Central government is only administration that spends more now than in 2010

The State spends 4% more now than five years ago, while regional governments and municipalities have cut back 13% and 21% respectively

Alex Font Manté
3 min

Barcelona"Montoro blames autonomous communities for deficit deviation". "Regional sinkhole worries IMF". “Spain’s regional government’s, once again suspect". "European Commission insists that Spain must increase control over regional deficit". All of these headlines have been published in the past few weeks, and would lead anyone who read them to conclude that, in effect, the blame for Spain having failed to comply with the deficit target for 2015 can be laid at the feet of the autonomous communities. But the truth is more complicated.

In actual fact, the State is the only administration that spends more today than in 2010, when the austerity policies began. This is shown by the data recently published by the General State Controller (IGAE).

The argument that the central government has repeatedly employed to reserve for itself the vast majority of the deficit margin authorized by the European Commission is that it is responsible for paying pensions and unemployment benefits, which are very sensitive matters. This could explain, for example, why Spain’s Social Security spent €156 billion last year, 3.3% more than in 2010. But if Social Security is excluded, spending by the Central Administration also rose. Specifically, the State spent close to 110 billion euros in 2015, 5.4% more than five years earlier.

In contrast, in this same period all of the autonomous communities together have cut their spending by 13.4%, to a current total of 150 billion euros. In addition, when the State argues that its spending is more sensitive because it affects pensions and unemployment, the communities reply that they have to cover the cost of services such as healthcare and education, which are also highly sensitive and which represent the bulk of their spending. Indeed, in the case of the Catalan Generalitat, social policies (education, health, and welfare) account for around 70% of its spending.
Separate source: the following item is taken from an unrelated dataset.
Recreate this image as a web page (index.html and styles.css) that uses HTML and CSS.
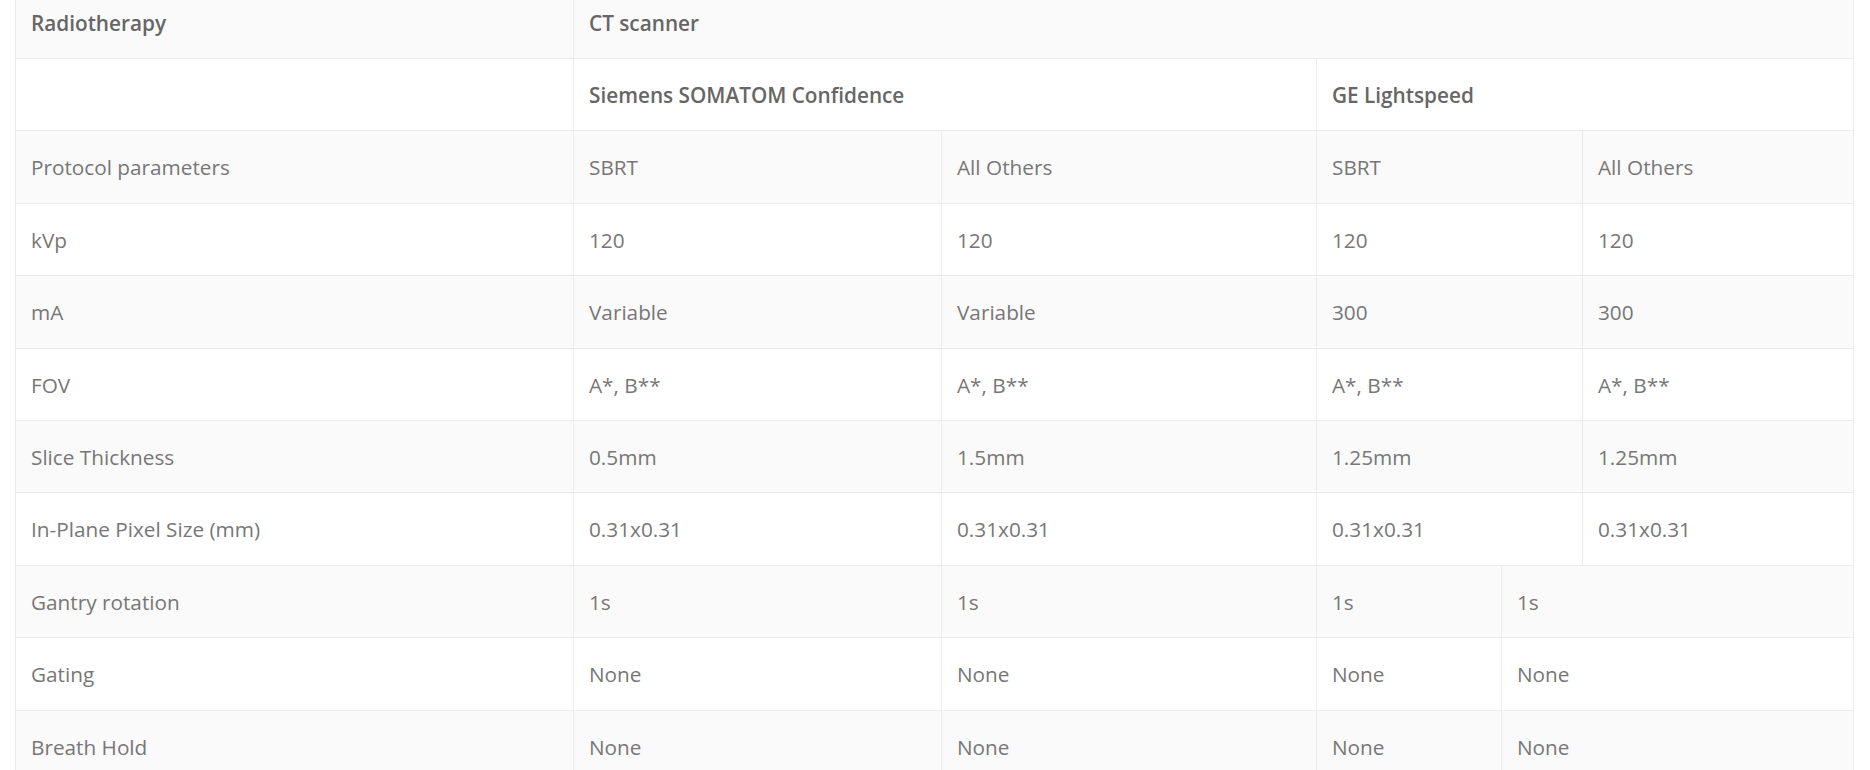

Finally, local authorities (a category that includes municipal and county councils) have cut their spending by 21% between 2010 and 2015, down to 51 billion euros.

A third of the objective

The data published by the State, therefore, contradict what Cristóbal Montoro, Spain’s Finance Minister, stated publicly last month. While presenting the data for the 2015 final deficit figures, Montoro claimed that the central government and local authorities had “more than met" the deficit objectives, and that blame for the deviation rested with the autonomous communities.

Montoro´s justification for this remark was that the communities had been given a deficit target of 0.7% and they exceeded it, with a final figure of 1.6% on average. However, this deficit target was set unilaterally by the central government, ignoring complaints from the autonomous communities and the recommendations of Airef, the government agency that oversees public finances in Spain. The president of this body, José Luis Escrivá, had already warned that the targets set for the regions were "very demanding". "It´s evident that Catalonia cannot comply", the agency admitted last July, as ARA reported at the time.

One almost historic complaint of Andreu Mas-Colell, former Catalan Finance Minister, was that the communities should have had a deficit limit equivalent to one third of the total authorized for Spain, as the autonomous communities are responsible for a third of public spending. Following this line of reasoning, if the deficit allowed by Brussels in 2015 was 4.2%, then regional governments should have had a target of 1.4% They would still have failed to comply, but only narrowly.

Spain’s Finance Ministry has always rejected this claim, whether demanded by Mas-Colell or by, more recently, his successor Oriol Junqueras. Finance has never explained the criteria it followed to determine the deficit targets for each administration. In any case, Mas-Colell and Junqueras are not alone. Last Sunday the regional president of Castilla y León, Juan Vicente Herrera (a PP member), in an article in ´El Mundo´, called for the Spanish government to grant the communities one third of the overall deficit allowed.